Asimismo, el director nos abandona la mayoría del tiempo a nuestra suerte, y navegamos al pairo en una sucesión infumable y mareante de imaginería casi aleatoria que más parece un vídeo musical o un poema gráfico que otra cosa. Es más, afirmo que el cine no puede alcanzar determinado grado de abstracción por las buenas, y sólo de un modo muy superficial o indirecto o sutil, puede introducir al espectador a un concepto filosófico complejo. Y lo peor de todo es que viendo las críticas aquí y allá (tan sólo abran el Google y lean), los entendidos no la dejan mal, si bien se critica tibiamente sus exabruptos documentales.
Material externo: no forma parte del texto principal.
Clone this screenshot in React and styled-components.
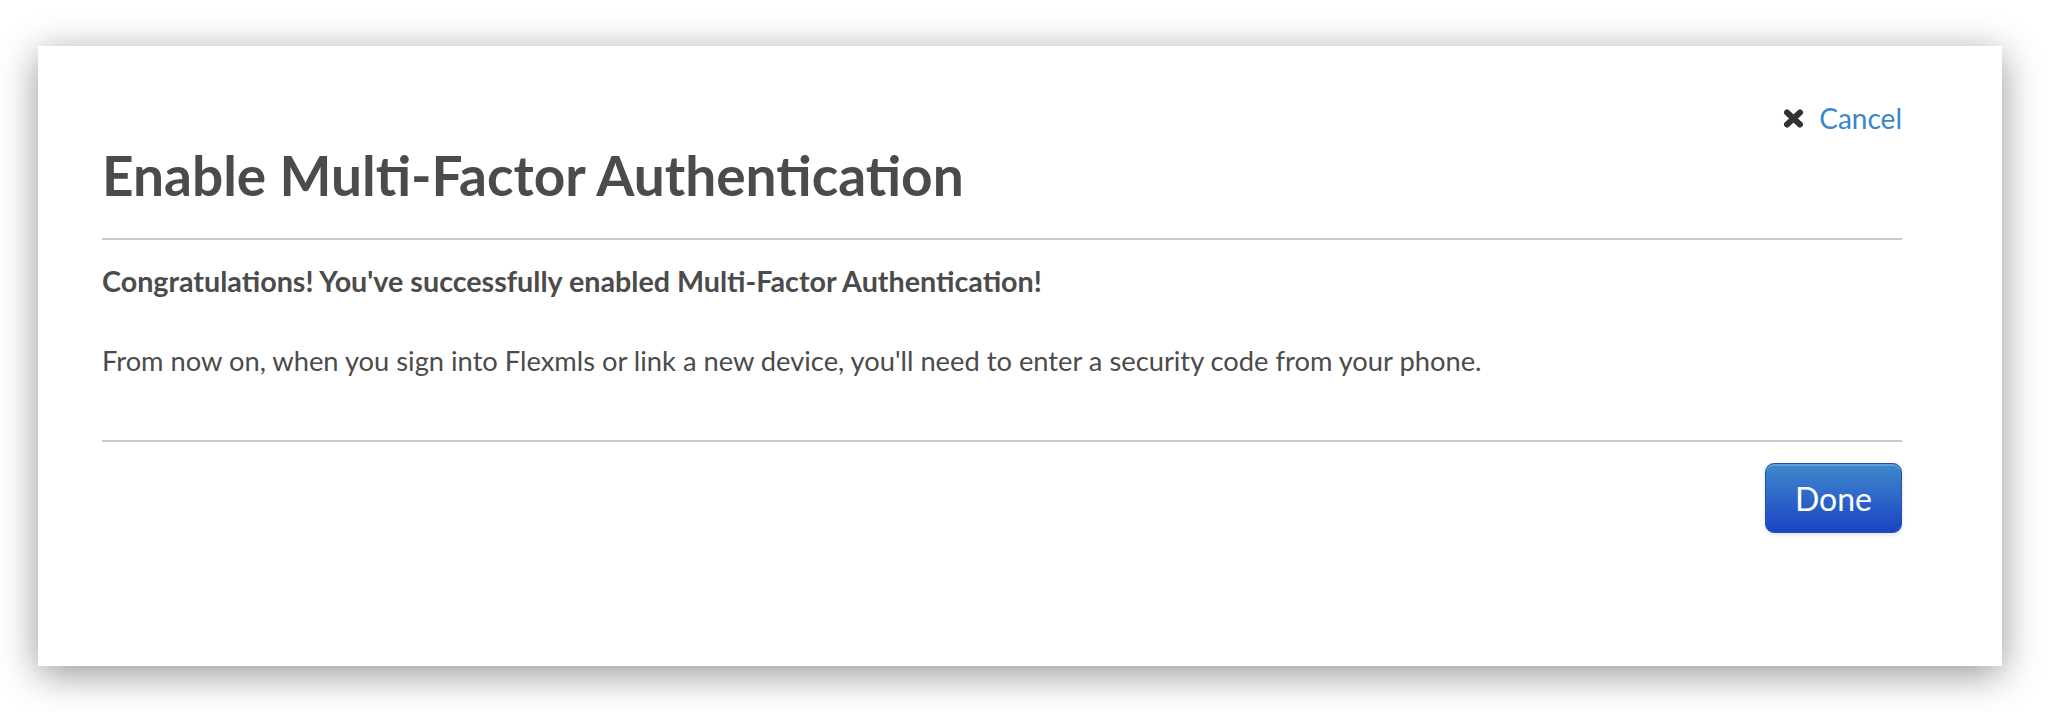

Me da la impresión de que este rollo es el típico producto pseudo-intelectual snob que en según qué círculos es de mal tono criticar, por aquello de que no te vayan a tomar por tonto o simplón. Yo, como el elemento social me lo salto por inútil, digo lo que pienso, y por lo tanto concluyo que si quieren que le tomen por idiota, acudan a las salas de cine.

¿Algo bueno? Sí, su magnífica banda sonora. La compraré en cuanto pueda, no lo duden.

Por cierto, al final de la película (los que se quedaron, porque un tercio de la sala abandonó antes del final), la gente aplaudió sarcásticamente. Todo un logro de Malick que resume bien de qué va el tema. Lo cierto es que por momentos me sentí como Lilly en Cómo conocí a vuestra madre; para los que conozcáis la serie, el símil no tiene precio. ¡Hasta pronto, amigos!